Le Matin d’Algérie à Chadia Arab : Pouvez-vous partager une rencontre ou un témoignage marquant parmi ces femmes ?

Chadia Arab : Chaque rencontre a été marquante. Je repense à Saida, rencontrée en 2008 avant son départ pour l’Espagne, qui m’a permis d’entamer mon enquête ethnographique. Je me souviens aussi du groupe de dix femmes harcelées et exploitées, que j’ai retrouvées en Espagne en 2018.

Enfin, Zahra m’a profondément bouleversée : mère célibataire rejetée, analphabète, elle a trouvé dans la migration une voie vers sa dignité. Grâce à son travail, elle a été réintégrée dans sa famille et est devenue un pilier familial. Son parcours illustre la capacité des femmes migrantes à s’émanciper dans un contexte hostile, et leur force silencieuse face aux politiques migratoires.

Chaque entretien avec Zahra ou d’autres femmes m’a rappelé combien l’histoire individuelle peut éclairer des dynamiques sociales complexes, et combien la migration transforme non seulement les individus, mais aussi leurs familles et communautés.

Ces rencontres m’ont aussi appris à observer la résilience dans les gestes simples du quotidien et à comprendre leur stratégie de survie.

Le Matin d’Algérie à Annelise Verdier : Comment avez-vous choisi le style graphique pour représenter ces femmes et leur environnement de travail ?

Annelise Verdier :Je voulais au départ travailler en traditionnel (sur du papier) car je venais de travailler à un projet collectif où j’avais produit un récit aux crayons de couleurs.
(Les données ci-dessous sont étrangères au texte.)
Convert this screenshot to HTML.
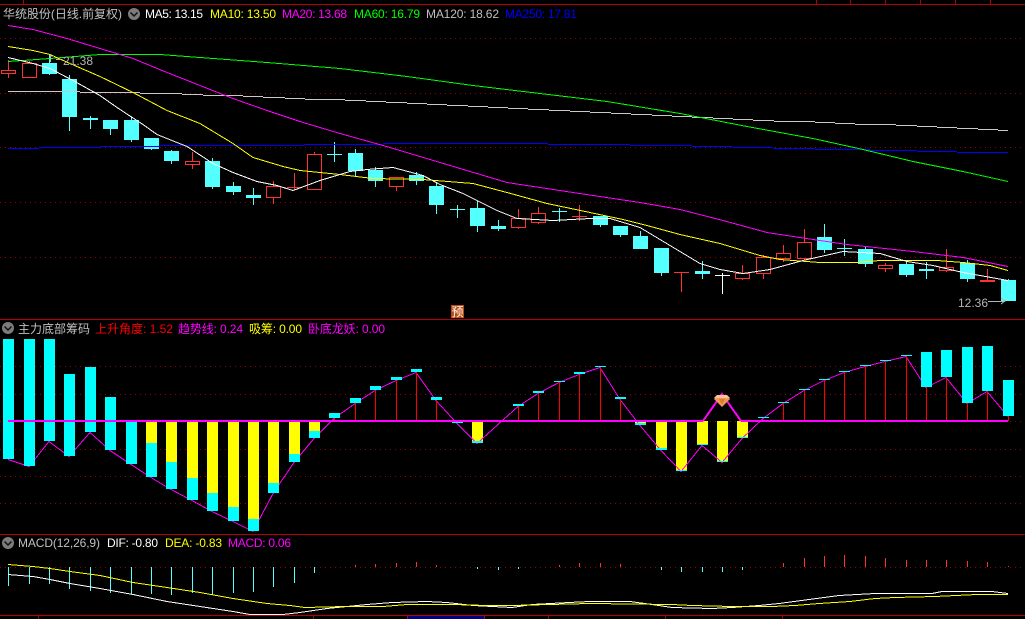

Ayant passé un long moment sur la préparation, enquête, scénario, documentation, recueil des images nécessaires… j’ai éprouvé le besoin d’accélérer et de rentrer dans la réalisation des pages. J’ai investi dans une tablette à écran qui m’a permis de faire l’encrage et la couleur sur photoshop et de gagner du temps. C’était important de pouvoir revenir en arrière, corriger facilement au fur et à mesure des relectures de Simona et Chadia.

Le Matin d’Algérie à Chadia Arab : Quelles formes principales d’exploitation ou d’injustice avez-vous observées sur le terrain et comment les avez-vous documentées ?
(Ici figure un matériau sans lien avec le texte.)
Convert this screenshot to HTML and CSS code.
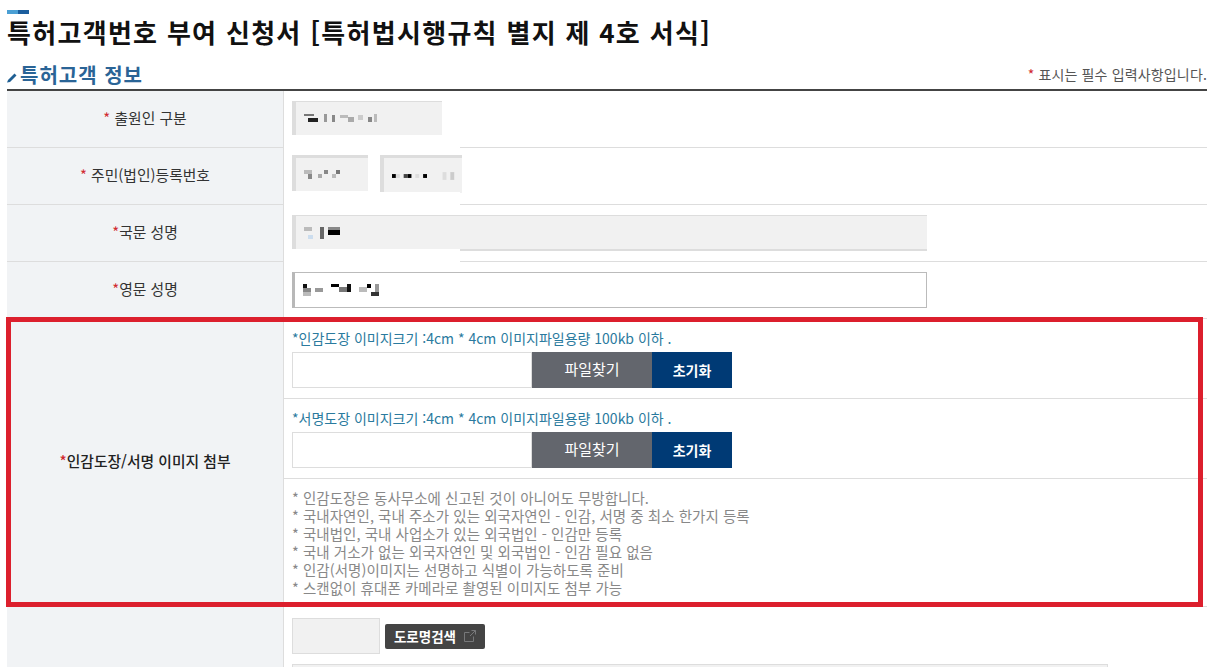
FILE: index.html
```html
<!DOCTYPE html>
<html lang="ko">
<head>
    <meta charset="UTF-8">
    <title>특허고객번호 부여 신청서</title>
    <link rel="stylesheet" href="styles.css">
</head>
<body>
    <div class="page">
        <div class="title-mark"></div>
        <h1>특허고객번호 부여 신청서 [특허법시행규칙 별지 제 4호 서식]</h1>

        <div class="section-head">
            <h2>
                <svg class="pencil" width="10" height="10" viewBox="0 0 10 10"><path d="M0 9.5 L1 7 L7.5 0.5 L9.5 2.5 L3 9 Z" fill="#1f5f93"/></svg>특허고객 정보
            </h2>
            <p class="required-note"><span class="star">*</span> 표시는 필수 입력사항입니다.</p>
        </div>

        <div class="form">
            <div class="row row-plain">
                <div class="label"><span><span class="star">*</span> 출원인 구분</span></div>
                <div class="cell">
                    <div class="field field-kind">
                        <svg class="mosaic" width="76" height="10" viewBox="0 0 76 10">
                            <rect x="0" y="0" width="10" height="2" fill="#777"/><rect x="4" y="4" width="10" height="4" fill="#222"/><rect x="20" y="0" width="3" height="8" fill="#999"/><rect x="28" y="1" width="3" height="7" fill="#888"/><rect x="36" y="1" width="8" height="3" fill="#bbb"/><rect x="44" y="3" width="6" height="5" fill="#aaa"/><rect x="54" y="1" width="5" height="5" fill="#ccc"/><rect x="64" y="3" width="4" height="5" fill="#888"/><rect x="70" y="0" width="3" height="8" fill="#bbb"/>
                        </svg>
                    </div>
                    <div class="patch"></div>
                </div>
            </div>
            <div class="row row-plain">
                <div class="label"><span><span class="star">*</span> 주민(법인)등록번호</span></div>
                <div class="cell cell-pair">
                    <div class="field field-short">
                        <svg class="mosaic" width="44" height="10" viewBox="0 0 44 10">
                            <rect x="0" y="0" width="8" height="4" fill="#bbb"/><rect x="4" y="4" width="4" height="5" fill="#888"/><rect x="14" y="4" width="4" height="4" fill="#aaa"/><rect x="20" y="0" width="4" height="4" fill="#888"/><rect x="28" y="4" width="4" height="4" fill="#bbb"/><rect x="32" y="0" width="4" height="4" fill="#777"/>
                        </svg>
                    </div>
                    <div class="field field-short2">
                        <svg class="mosaic" width="72" height="8" viewBox="0 0 72 8">
                            <rect x="0" y="2" width="4" height="4" fill="#000"/><rect x="4" y="2" width="4" height="4" fill="#ddd"/><rect x="12" y="2" width="4" height="4" fill="#444"/><rect x="16" y="2" width="4" height="4" fill="#000"/><rect x="24" y="2" width="4" height="4" fill="#ddd"/><rect x="32" y="2" width="4" height="4" fill="#000"/><rect x="52" y="0" width="4" height="8" fill="#ddd"/><rect x="60" y="0" width="4" height="8" fill="#ccc"/>
                        </svg>
                    </div>
                    <div class="patch"></div>
                </div>
            </div>
            <div class="row row-plain">
                <div class="label"><span><span class="star">*</span>국문 성명</span></div>
                <div class="cell">
                    <div class="field field-wide">
                        <svg class="mosaic" width="40" height="14" viewBox="0 0 40 14">
                            <rect x="0" y="1" width="8" height="4" fill="#bbb"/><rect x="4" y="9" width="5" height="4" fill="#cde"/><rect x="16" y="1" width="4" height="12" fill="#666"/><rect x="24" y="1" width="12" height="3" fill="#888"/><rect x="24" y="4" width="12" height="5" fill="#000"/>
                        </svg>
                    </div>
                    <div class="patch"></div>
                </div>
            </div>
            <div class="row row-plain">
                <div class="label"><span><span class="star">*</span>영문 성명</span></div>
                <div class="cell">
                    <div class="field field-wide field-white">
                        <svg class="mosaic" width="78" height="12" viewBox="0 0 78 12">
                            <rect x="0" y="0" width="4" height="4" fill="#111"/><rect x="0" y="4" width="8" height="4" fill="#888"/><rect x="0" y="8" width="8" height="4" fill="#bbb"/><rect x="12" y="4" width="8" height="4" fill="#999"/><rect x="28" y="0" width="8" height="3" fill="#000"/><rect x="36" y="3" width="8" height="5" fill="#777"/><rect x="44" y="0" width="4" height="8" fill="#111"/><rect x="56" y="3" width="8" height="5" fill="#bbb"/><rect x="64" y="0" width="4" height="4" fill="#000"/><rect x="72" y="0" width="4" height="12" fill="#999"/><rect x="68" y="8" width="8" height="4" fill="#333"/>
                        </svg>
                    </div>
                </div>
            </div>

            <div class="row row-stamp">
                <div class="label"><span class="label-dark"><span class="star">*</span>인감도장/서명 이미지 첨부</span></div>
                <div class="cell-stack">
                    <div class="upload">
                        <p class="hint">*인감도장 이미지크기 :4cm * 4cm 이미지파일용량 100kb 이하 .</p>
                        <div class="file-line">
                            <div class="file-name"></div>
                            <button class="btn-find">파일찾기</button>
                            <button class="btn-reset">초기화</button>
                        </div>
                    </div>
                    <div class="upload">
                        <p class="hint">*서명도장 이미지크기 :4cm * 4cm 이미지파일용량 100kb 이하 .</p>
                        <div class="file-line">
                            <div class="file-name"></div>
                            <button class="btn-find">파일찾기</button>
                            <button class="btn-reset">초기화</button>
                        </div>
                    </div>
                    <ul class="notes">
                        <li>* 인감도장은 동사무소에 신고된 것이 아니어도 무방합니다.</li>
                        <li>* 국내자연인, 국내 주소가 있는 외국자연인 - 인감, 서명 중 최소 한가지 등록</li>
                        <li>* 국내법인, 국내 사업소가 있는 외국법인 - 인감만 등록</li>
                        <li>* 국내 거소가 없는 외국자연인 및 외국법인 - 인감 필요 없음</li>
                        <li>* 인감(서명)이미지는 선명하고 식별이 가능하도록 준비</li>
                        <li>* 스캔없이 휴대폰 카메라로 촬영된 이미지도 첨부 가능</li>
                    </ul>
                </div>
                <div class="red-box"></div>
            </div>

            <div class="row row-address">
                <div class="label"></div>
                <div class="cell-address">
                    <div class="zip-line">
                        <div class="zip"></div>
                        <button class="btn-road">도로명검색
                            <svg width="12" height="12" viewBox="0 0 12 12" fill="none" stroke="#77787a"><path d="M9.5 6.5V11.5H0.5V2.5H5.5"/><path d="M7.5 0.5H11.5V4.5M11.5 0.5L6 6"/></svg>
                        </button>
                    </div>
                    <div class="address"></div>
                </div>
            </div>
        </div>
    </div>
</body>
</html>
```

FILE: styles.css
```css
html, body {
    margin: 0;
    height: 100%;
    overflow: hidden;
    background-color: #fff;
}

body {
    font-family: "Noto Sans CJK KR", "Noto Sans", sans-serif;
    color: #333;
}

.page {
    width: 1200px;
    margin-left: 7px;
    padding-top: 10px;
}

.title-mark {
    width: 22px;
    height: 4px;
    background: linear-gradient(to right, #4a9fd4 50%, #1b5e9e 50%);
}

h1 {
    margin: 0 0 3px;
    font-size: 26px;
    line-height: 36px;
    font-weight: 700;
    color: #111;
    letter-spacing: 1.3px;
}

.section-head {
    display: flex;
    justify-content: space-between;
    align-items: flex-end;
    height: 36px;
    border-bottom: 2px solid #444;
}

h2 {
    margin: 0;
    font-size: 20px;
    line-height: 28px;
    font-weight: 700;
    color: #2a6496;
    letter-spacing: 1px;
}

.pencil {
    margin-right: 3px;
}

.required-note {
    margin: 0 0 6px;
    font-size: 14px;
    line-height: 18px;
    color: #555;
    letter-spacing: 0.15px;
}

.star {
    color: #d0282e;
}

.row {
    display: flex;
    border-bottom: 1px solid #ddd;
}

.row-plain {
    height: 56px;
}

.label {
    box-sizing: border-box;
    flex: 0 0 277px;
    display: flex;
    align-items: center;
    justify-content: center;
    padding-bottom: 4px;
    background-color: #f1f3f5;
    border-right: 1px solid #ddd;
    font-size: 14.8px;
    color: #333;
}

.label-dark {
    color: #222;
    font-weight: 500;
}

.cell {
    position: relative;
    flex: 1;
    display: flex;
    gap: 12px;
    padding: 10px 0 0 8px;
}

/* 가림 처리된 부분 */
.patch {
    position: absolute;
    left: 0;
    bottom: -1px;
    width: 176px;
    height: 13px;
    background-color: #fff;
}

.field {
    box-sizing: border-box;
    display: flex;
    align-items: center;
    height: 36px;
    padding-left: 8px;
    background-color: #f1f1f1;
    border-top: 3px solid #ddd;
    border-left: 4px solid #ddd;
}

.field-kind {
    width: 150px;
    height: 34px;
    border-top-width: 1px;
}

.field-short {
    width: 76px;
    margin-top: -3px;
}

.field-short2 {
    width: 82px;
    margin-top: -3px;
    height: 38px;
}

.field-wide {
    width: 635px;
    border-top-width: 1px;
    border-bottom: 2px solid #ddd;
}

.field-white {
    background-color: #fff;
    border: 1px solid #bbb;
    border-left: 3px solid #b8b8b8;
}

.mosaic {
    display: block;
}

.row-stamp {
    position: relative;
    height: 287px;
    border-bottom: 1px solid #ddd;
}

.red-box {
    position: absolute;
    left: -1px;
    top: -2px;
    width: 1187px;
    height: 280px;
    border: 5px solid #dc1f2d;
    pointer-events: none;
}

.cell-stack {
    flex: 1;
    display: flex;
    flex-direction: column;
}

.upload {
    height: 79px;
    padding-left: 8px;
    border-bottom: 1px solid #ddd;
}

.hint {
    margin: 0;
    padding-top: 10px;
    font-size: 14px;
    line-height: 18px;
    color: #2a7a9e;
}

.file-line {
    display: flex;
    margin-top: 5px;
    height: 36px;
}

.file-name {
    box-sizing: border-box;
    width: 240px;
    background-color: #fff;
    border: 1px solid #ddd;
}

button {
    border: none;
    font-family: inherit;
    font-size: 14px;
    color: #fff;
    padding: 0;
    cursor: pointer;
}

.btn-find {
    width: 120px;
    padding-bottom: 4px;
    background-color: #63666d;
    font-size: 15px;
}

.btn-reset {
    width: 80px;
    background-color: #003a75;
    font-weight: 700;
}

.notes {
    list-style: none;
    margin: 0;
    padding: 10px 0 0 8px;
    font-size: 14.5px;
    line-height: 18px;
    color: #888;
    letter-spacing: 0.05px;
}

.row-address {
    height: 60px;
    border-bottom: none;
}

.cell-address {
    flex: 1;
    padding: 11px 0 0 8px;
}

.zip-line {
    display: flex;
    align-items: center;
    gap: 5px;
}

.zip {
    box-sizing: border-box;
    width: 88px;
    height: 36px;
    background-color: #f1f1f1;
    border: 1px solid #ddd;
}

.btn-road {
    display: flex;
    align-items: center;
    justify-content: center;
    gap: 8px;
    width: 100px;
    height: 25px;
    background-color: #444;
    border-radius: 2px;
    font-size: 13.5px;
    font-weight: 700;
}

.address {
    box-sizing: border-box;
    width: 816px;
    height: 36px;
    margin-top: 10px;
    background-color: #f1f1f1;
    border: 1px solid #ddd;
}
```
Chadia Arab : La migration saisonnière féminine est encadrée par des conventions entre le Maroc et l’Espagne, mais elle est doublement discriminatoire. Les femmes sont sélectionnées en fonction du genre et doivent avoir des enfants de moins de 18 ans. Une fois sur place, leurs libertés sont limitées et plusieurs droits sont bafoués : droit au travail, droit social, droit à la santé, droit à la mobilité et même droit à une vie conjugale normale. J’ai documenté ces situations grâce à une méthodologie mixte : plus d’une centaine d’entretiens semi-directifs, des questionnaires, et un suivi longitudinal des parcours migratoires entre le Maroc et l’Espagne, parfois sur plusieurs années. La documentation a été renforcée par l’observation directe, le dialogue avec les syndicalistes et des missions de terrain à Huelva.
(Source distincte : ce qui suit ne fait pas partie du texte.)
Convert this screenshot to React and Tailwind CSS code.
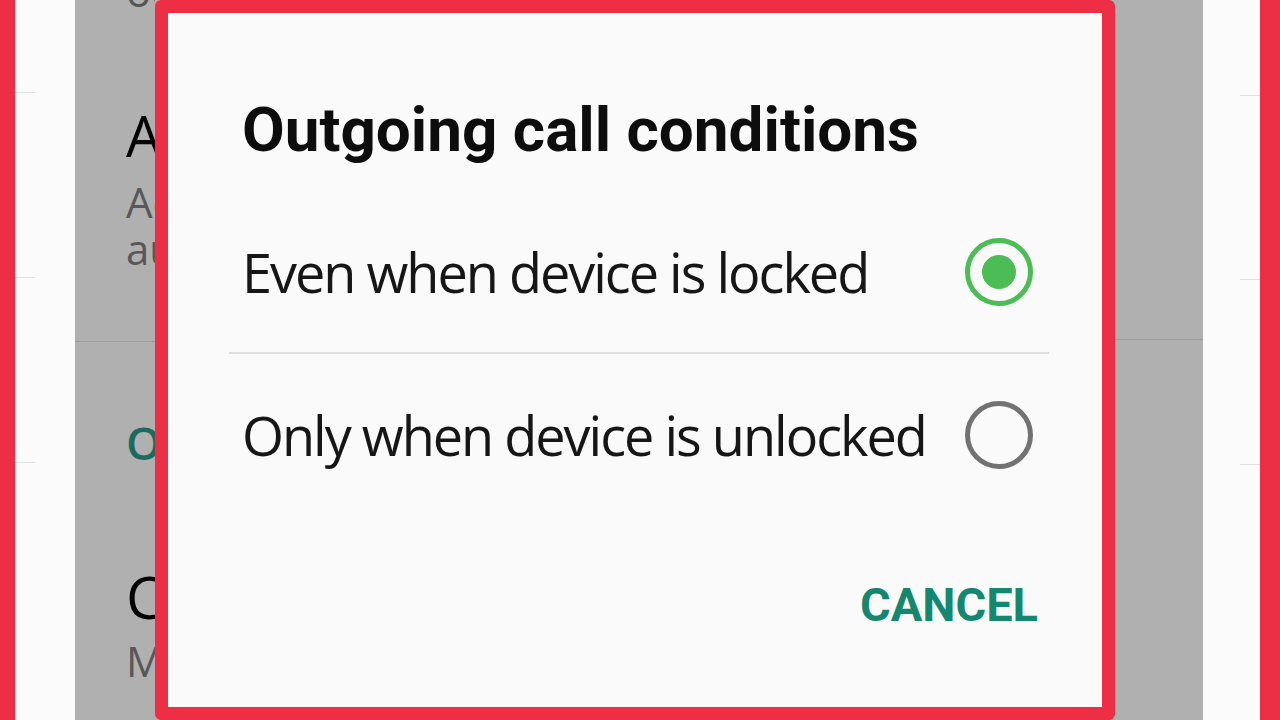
import React, { useState } from 'react';

const RED = 'bg-[#ee2e44]';

const OPTIONS = [
    { id: 'locked', label: 'Even when device is locked' },
    { id: 'unlocked', label: 'Only when device is unlocked' }
];

const Radio = ({ checked }) => (
    <div
        className={`w-[68px] h-[68px] rounded-full border-[5px] flex items-center justify-center shrink-0 ${
            checked ? 'border-[#4cbd55]' : 'border-[#727272]'
        }`}
    >
        {checked && <div className="w-[34px] h-[34px] rounded-full bg-[#4cbd55]"></div>}
    </div>
);

const SideStrip = ({ lineSide, heights }) => (
    <div className="h-full bg-[#fbfbfb] flex flex-col">
        {heights.map((h, i) => (
            <div key={i} className={`flex ${lineSide === 'left' ? 'justify-start' : 'justify-end'}`} style={{ height: h }}>
                <div className="w-[20px] self-end border-b border-[#e2e2e2]"></div>
            </div>
        ))}
    </div>
);

const App = () => {
    const [selected, setSelected] = useState('locked');

    return (
        <div className="relative w-[1280px] h-[720px] overflow-hidden" style={{ fontFamily: '"Open Sans", "Noto Sans", sans-serif' }}>
            {/* Settings page behind the dialog */}
            <div className="flex h-full">
                <div className={`w-[15px] h-full ${RED}`}></div>
                <div className="w-[60px] h-full">
                    <SideStrip lineSide="left" heights={[93, 185, 185]} />
                </div>

                <div className="w-[1128px] h-full bg-[#b0b0b0] flex">
                    {/* visible slice left of the dialog */}
                    <div className="w-[80px] h-full overflow-hidden whitespace-nowrap">
                        <div className="h-[12px] flex flex-col justify-end overflow-hidden pl-[51px]">
                            <div className="text-[42px] leading-none text-[#555]">oc</div>
                        </div>

                        <div className="pl-[51px] pt-[95px]">
                            <div className="text-[56px] leading-none text-black">Au</div>
                            <div className="mt-[15px] text-[42px] leading-[47px] text-[#585858]">
                                <div>Ac</div>
                                <div>au</div>
                            </div>
                        </div>

                        <div className="mt-[69px] border-b border-[#9c9c9c]"></div>

                        <div className="pl-[51px] pt-[78px]">
                            <div className="text-[45px] leading-none text-[#1b6b5c] font-semibold">O</div>
                        </div>

                        <div className="pl-[51px] pt-[103px]">
                            <div className="text-[58px] leading-none text-black">C</div>
                            <div className="mt-[11px] text-[42px] leading-[47px] text-[#585858]">M</div>
                        </div>
                    </div>

                    <div className="flex-1 h-full"></div>

                    {/* visible slice right of the dialog */}
                    <div className="w-[90px] h-full">
                        <div className="h-[340px] border-b border-[#9c9c9c]"></div>
                    </div>
                </div>

                <div className="w-[57px] h-full">
                    <SideStrip lineSide="right" heights={[96, 184, 185]} />
                </div>
                <div className={`w-[20px] h-full ${RED}`}></div>
            </div>

            {/* Dialog */}
            <div className="absolute left-[155px] top-0 w-[960px] h-[720px] border-[13px] border-[#ee2e44] rounded-[6px] bg-[#fafafa]">
                <div className="pl-[74px] pt-[86px]">
                    <h1 className="text-[62px] leading-none font-bold text-[#0d0d0d]" style={{ fontFamily: 'Roboto, sans-serif' }}>
                        Outgoing call conditions
                    </h1>
                </div>

                <div className="mt-[31px] ml-[61px] mr-[53px]">
                    {OPTIONS.map((opt, i) => (
                        <button
                            key={opt.id}
                            onClick={() => setSelected(opt.id)}
                            className={`w-full h-[162px] flex items-center justify-between pl-[13px] pr-[16px] text-left ${
                                i === 0 ? 'border-b-2 border-[#dedede]' : ''
                            }`}
                        >
                            <span className="text-[54px] leading-none text-[#161616] tracking-[-2px]">{opt.label}</span>
                            <Radio checked={selected === opt.id} />
                        </button>
                    ))}
                </div>

                <div className="flex justify-end pr-[64px] mt-[65px]">
                    <button className="text-[47px] leading-none font-bold text-[#16876f]" style={{ fontFamily: 'Roboto, sans-serif' }}>
                        CANCEL
                    </button>
                </div>
            </div>
        </div>
    );
};

export default App;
En ajoutant ces dimensions, l’objectif était aussi de montrer que derrière chaque donnée statistique se cache une vie humaine, avec ses stratégies de survie et ses contradictions. Cela m’a permis de mettre en évidence la complexité du système migratoire circulaire et de rappeler que les politiques, bien que théoriquement éthiques, ont des conséquences concrètes sur la vie de ces femmes.

Le Matin d’Algérie à Annelise Verdier : Quels ont été les principaux défis pour traduire en images la dure réalité tout en respectant la dignité de ces travailleuses ?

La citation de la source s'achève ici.